Oleh: Dr. Muhamad Pazri, S.H., M.H.
(Direktur Utama Borneo Law Firm-Pendiri LBH Borneo Nusantara & Ketua Yayasan Edukasi Hukum Indonesia)

Peristiwa dugaan keracunan massal anak-anak sekolah di Kabupaten Banjar yang menimpa puluhan siswa penerima Program Makan Bergizi Gratis (MBG) harus menjadi alarm nasional bagi seluruh pemangku kebijakan. Program ini lahir dari niat mulia: memastikan setiap anak Indonesia mendapatkan gizi yang cukup agar tumbuh sehat dan cerdas. Namun, niat baik saja tidak cukup ia harus dibangun di atas pondasi tanggung jawab, pengawasan, dan standar keamanan pangan yang ketat.
Tragedi ini menunjukkan bahwa masih ada celah serius dalam sistem pengadaan, pengolahan, dan distribusi makanan di sekolah. Ketika anak-anak harus dirawat di rumah sakit setelah menyantap makanan yang seharusnya menyehatkan, maka kita berhadapan bukan hanya dengan masalah teknis, tetapi dengan persoalan moral dan hukum negara. Negara tidak boleh lalai terhadap hak dasar warganya untuk memperoleh pangan yang aman dan bermutu.
Kejadian di Banjar bukan sekadar kasus lokal. Ia menjadi cermin rapuhnya sistem pengawasan nasional terhadap keamanan pangan di sekolah. Pemerintah pusat dan daerah perlu melakukan evaluasi total terhadap mekanisme pelaksanaan program MBG mulai dari perencanaan anggaran, pemilihan vendor katering, hingga distribusi makanan ke setiap satuan pendidikan. Jangan sampai program strategis ini berubah menjadi ladang tender yang mengabaikan standar kesehatan anak bangsa.
Penting pula untuk melibatkan unsur masyarakat sipil, lembaga hukum, akademisi,media, dan ahli gizi dalam membentuk satuan pengawasan independen. Pengawasan yang transparan dan partisipatif akan memperkuat kepercayaan publik serta memastikan tidak ada kompromi terhadap keselamatan penerima manfaat. Selain itu, sekolah perlu dilengkapi dengan Protokol Keamanan Pangan yang mencakup standar kebersihan dapur, kualitas bahan baku, sistem deteksi dini gejala keracunan, dan penanganan cepat di lapangan.
Hukum harus hadir bukan semata-mata untuk menghukum, tetapi untuk mencegah. Namun, bila kelalaian terbukti, penegakan hukum harus berjalan tegas baik pidana maupun perdata, agar menjadi pembelajaran nasional. Perlindungan anak tidak boleh dinegosiasikan.

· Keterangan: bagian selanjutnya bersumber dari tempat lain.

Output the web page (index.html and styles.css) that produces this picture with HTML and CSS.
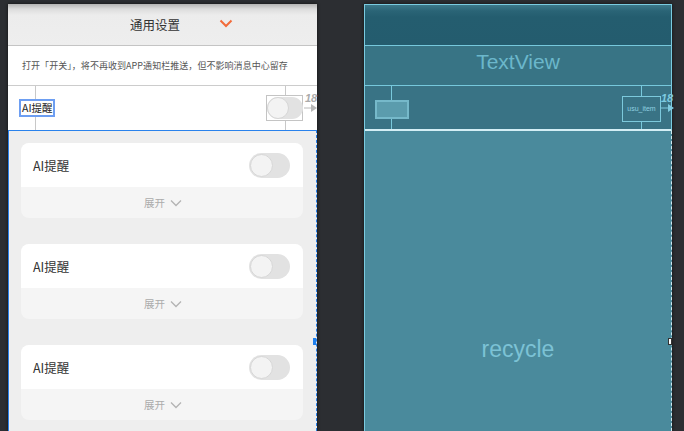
FILE: index.html
```html
<!DOCTYPE html>
<html lang="zh">
<head>
<meta charset="utf-8">
<title>Layout preview</title>
<link rel="stylesheet" href="styles.css">
</head>
<body>
<div class="design">
  <div class="hdr">
    <span class="title">通用设置</span>
    <svg class="hdr-chev" width="14" height="9" viewBox="0 0 14 9"><polyline points="1.5,1.5 7,7 12.5,1.5" fill="none" stroke="#f26b3a" stroke-width="2"/></svg>
  </div>
  <div class="notice">打开「开关」，将不再收到APP通知栏推送，但不影响消息中心留存</div>
  <div class="airow">
    <span class="guide guide-l"></span>
    <span class="guide guide-r"></span>
    <span class="selbox">AI提醒</span>
    <span class="swbox"><span class="sw sw-small"><span class="knob"></span></span></span>
    <span class="dim dim-grey">18</span>
    <svg class="dim-arrow" width="16" height="10" viewBox="0 0 16 10"><line x1="0" y1="5" x2="8" y2="5" stroke="#b8b8b8" stroke-width="1"/><polygon points="7,1 13,5 7,9" fill="#b8b8b8"/></svg>
  </div>
  <div class="list">
    <div class="card">
      <div class="card-top"><span class="card-label">AI提醒</span><span class="sw"><span class="knob"></span></span></div>
      <div class="card-bottom"><span>展开</span><svg width="12" height="8" viewBox="0 0 12 8"><polyline points="1,1.5 6,6.5 11,1.5" fill="none" stroke="#b3b3b3" stroke-width="1.3"/></svg></div>
    </div>
    <div class="card">
      <div class="card-top"><span class="card-label">AI提醒</span><span class="sw"><span class="knob"></span></span></div>
      <div class="card-bottom"><span>展开</span><svg width="12" height="8" viewBox="0 0 12 8"><polyline points="1,1.5 6,6.5 11,1.5" fill="none" stroke="#b3b3b3" stroke-width="1.3"/></svg></div>
    </div>
    <div class="card">
      <div class="card-top"><span class="card-label">AI提醒</span><span class="sw"><span class="knob"></span></span></div>
      <div class="card-bottom"><span>展开</span><svg width="12" height="8" viewBox="0 0 12 8"><polyline points="1,1.5 6,6.5 11,1.5" fill="none" stroke="#b3b3b3" stroke-width="1.3"/></svg></div>
    </div>
    <span class="handle handle-blue"></span>
  </div>
</div>

<div class="blueprint">
  <div class="bp-status"></div>
  <div class="bp-text">TextView</div>
  <div class="bp-row">
    <span class="bp-guide bp-guide-l"></span>
    <span class="bp-guide bp-guide-r"></span>
    <span class="bp-rect"></span>
    <span class="bp-item">usu_item</span>
    <span class="dim dim-cyan">18</span>
    <svg class="dim-arrow" width="16" height="10" viewBox="0 0 16 10"><line x1="0" y1="5" x2="8" y2="5" stroke="#7fcbe0" stroke-width="1"/><polygon points="7,1 13,5 7,9" fill="#7fcbe0"/></svg>
  </div>
  <div class="bp-recycle">
    <span class="bp-recycle-label">recycle</span>
    <span class="handle handle-white"></span>
  </div>
</div>
</body>
</html>
```

FILE: styles.css
```css
* { box-sizing: border-box; }

html, body {
  margin: 0;
  height: 431px;
  overflow: hidden;
}

body {
  background: #2c2e32;
  display: flex;
  align-items: flex-start;
  gap: 47px;
  padding: 4px 0 0 8px;
  font-family: "Noto Sans CJK SC", "Noto Sans", sans-serif;
}

/* ---------- design view ---------- */
.design {
  width: 309px;
  height: 427px;
  background: #eeeeee;
  display: flex;
  flex-direction: column;
  box-shadow: 0 0 3px #111;
}

.hdr {
  height: 42px;
  flex: none;
  border-bottom: 1px solid #c4c4c4;
  background: linear-gradient(#b4b4b4 0, #dcdcdc 5px, #ececec 11px, #eeeeee 100%);
  display: flex;
  align-items: center;
  padding-left: 122px;
  gap: 39px;
}

.title {
  font-size: 12.5px;
  color: #333;
  line-height: 16px;
}

.hdr-chev { margin-top: -3px; }

.notice {
  height: 40px;
  flex: none;
  background: #fff;
  border-bottom: 1px solid #cccccc;
  display: flex;
  align-items: center;
  padding-left: 14px;
  font-size: 9px;
  letter-spacing: 0.05px;
  color: #555;
  white-space: nowrap;
}

.airow {
  height: 44px;
  flex: none;
  background: #fff;
  position: relative;
  display: flex;
  align-items: center;
  justify-content: space-between;
  padding: 0 14px 0 11px;
}

.guide {
  position: absolute;
  top: 0;
  bottom: 0;
  width: 1px;
  background: #c8c8c8;
}
.guide-l { left: 27px; }
.guide-r { left: 277px; }

.selbox {
  position: relative;
  z-index: 1;
  background: #fff;
  border: 2px solid #6d9ef2;
  font-size: 10.5px;
  line-height: 14px;
  color: #222;
  padding: 0 1px;
}

.swbox {
  position: relative;
  z-index: 1;
  width: 37px;
  height: 26px;
  background: #fff;
  border: 1px solid #c4c4c4;
  display: flex;
  align-items: center;
}

.sw {
  width: 41px;
  height: 25px;
  border-radius: 13px;
  background: #e2e2e2;
  position: relative;
  flex: none;
}
.knob {
  position: absolute;
  left: 1px;
  top: 1px;
  width: 23px;
  height: 23px;
  border-radius: 50%;
  background: #f3f3f3;
  border: 1px solid #d6d6d6;
}
.sw-small {
  width: 36px;
  height: 22px;
}
.sw-small .knob {
  left: 0;
  top: 0;
  width: 22px;
  height: 22px;
}

.dim {
  position: absolute;
  top: 6px;
  font-size: 11px;
  font-weight: bold;
  font-style: italic;
  font-family: "Liberation Sans", Arial, sans-serif;
  line-height: 12px;
}
.dim-grey { left: 297px; color: #ababab; }
.dim-cyan { left: 296px; color: #7fcbe0; }

.dim-arrow {
  position: absolute;
  top: 17px;
  left: 296px;
}

.list {
  flex: 1;
  position: relative;
  overflow: hidden;
  border-top: 1px solid #2a82ec;
  border-left: 1px solid #2a82ec;
  border-right: 1px dashed #2a82ec;
  padding: 12px 13px 0 12px;
  display: flex;
  flex-direction: column;
  gap: 26px;
}

.card {
  height: 75px;
  flex: none;
  border-radius: 8px;
  overflow: hidden;
  background: #f5f5f5;
  display: flex;
  flex-direction: column;
}

.card-top {
  height: 44px;
  background: #fff;
  display: flex;
  align-items: center;
  justify-content: space-between;
  padding: 0 13px 0 12px;
}

.card-label {
  font-size: 12.5px;
  color: #333;
}

.card-bottom {
  flex: 1;
  display: flex;
  align-items: center;
  justify-content: center;
  gap: 5px;
  font-size: 10.5px;
  color: #ababab;
  padding-left: 2px;
}

.handle {
  position: absolute;
  width: 4px;
  height: 7px;
  top: 207px;
  right: -1px;
}
.handle-blue { background: #1e80ee; }
.handle-white { background: #ffffff; border: 1px solid #333; }

/* ---------- blueprint view ---------- */
.blueprint {
  width: 308px;
  height: 427px;
  border-left: 1px solid #7acbe0;
  border-top: 1px solid #7acbe0;
  display: flex;
  flex-direction: column;
  background: #4a8a9c;
  box-shadow: 0 0 3px #111;
}

.bp-status {
  height: 41px;
  flex: none;
  background: linear-gradient(#3d798a 0, #2a6476 6px, #245d6f 12px, #245c6e 100%);
  border-bottom: 1px solid #76c8dc;
  border-right: 1px solid #7acbe0;
}

.bp-text {
  height: 40px;
  flex: none;
  background: #387485;
  border-bottom: 1px solid #76c8dc;
  border-right: 1px solid #7acbe0;
  display: flex;
  align-items: center;
  justify-content: center;
  padding-bottom: 7px;
  font-family: "Liberation Sans", Arial, sans-serif;
  font-size: 21px;
  color: #6bb7cb;
}

.bp-row {
  height: 45px;
  flex: none;
  position: relative;
  background: #397385;
  border-bottom: 2px solid #d3eef5;
  border-right: 1px solid #7acbe0;
  display: flex;
  align-items: center;
  justify-content: space-between;
  padding: 3px 10px 0 10px;
}

.bp-guide {
  position: absolute;
  top: 0;
  bottom: 0;
  width: 1px;
  background: #79c9dc;
}
.bp-guide-l { left: 26px; }
.bp-guide-r { left: 276px; }

.bp-rect {
  position: relative;
  z-index: 1;
  width: 34px;
  height: 19px;
  background: #5b9cad;
  border: 2px solid #76b9ca;
}

.bp-item {
  position: relative;
  z-index: 1;
  width: 39px;
  height: 26px;
  background: #397385;
  border: 1px solid #7cc9dc;
  display: flex;
  align-items: center;
  justify-content: center;
  font-family: "Liberation Sans", Arial, sans-serif;
  font-size: 7px;
  color: #8fd0e0;
  margin-top: -1px;
}

.bp-recycle {
  flex: 1;
  position: relative;
  border-right: 1px dashed #cfe9f0;
  display: flex;
  justify-content: center;
  padding-top: 204px;
}

.bp-recycle-label {
  font-family: "Liberation Sans", Arial, sans-serif;
  font-size: 23px;
  line-height: 28px;
  color: #7cc2d5;
  height: 28px;
}
```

Di sisi lain, kita tidak boleh kehilangan harapan. Program MBG tetap penting dan strategis. Ia menyentuh keluarga berpenghasilan rendah, membantu mengatasi stunting, dan memperkuat masa depan pendidikan bangsa. Yang perlu dibenahi adalah sistemnya, bukan semangatnya.
Harapan saya, tragedi ini menjadi momentum pembenahan besar-besaran. Mari jadikan setiap suapan dari program MBG sebagai simbol kasih negara kepada anak-anaknya makanan yang bukan hanya mengenyangkan, tetapi juga menyehatkan, aman, dan bermartabat. Karena masa depan bangsa ditentukan bukan oleh banyaknya program yang diluncurkan, tetapi oleh seberapa tulus dan bertanggung jawab kita melaksanakannya.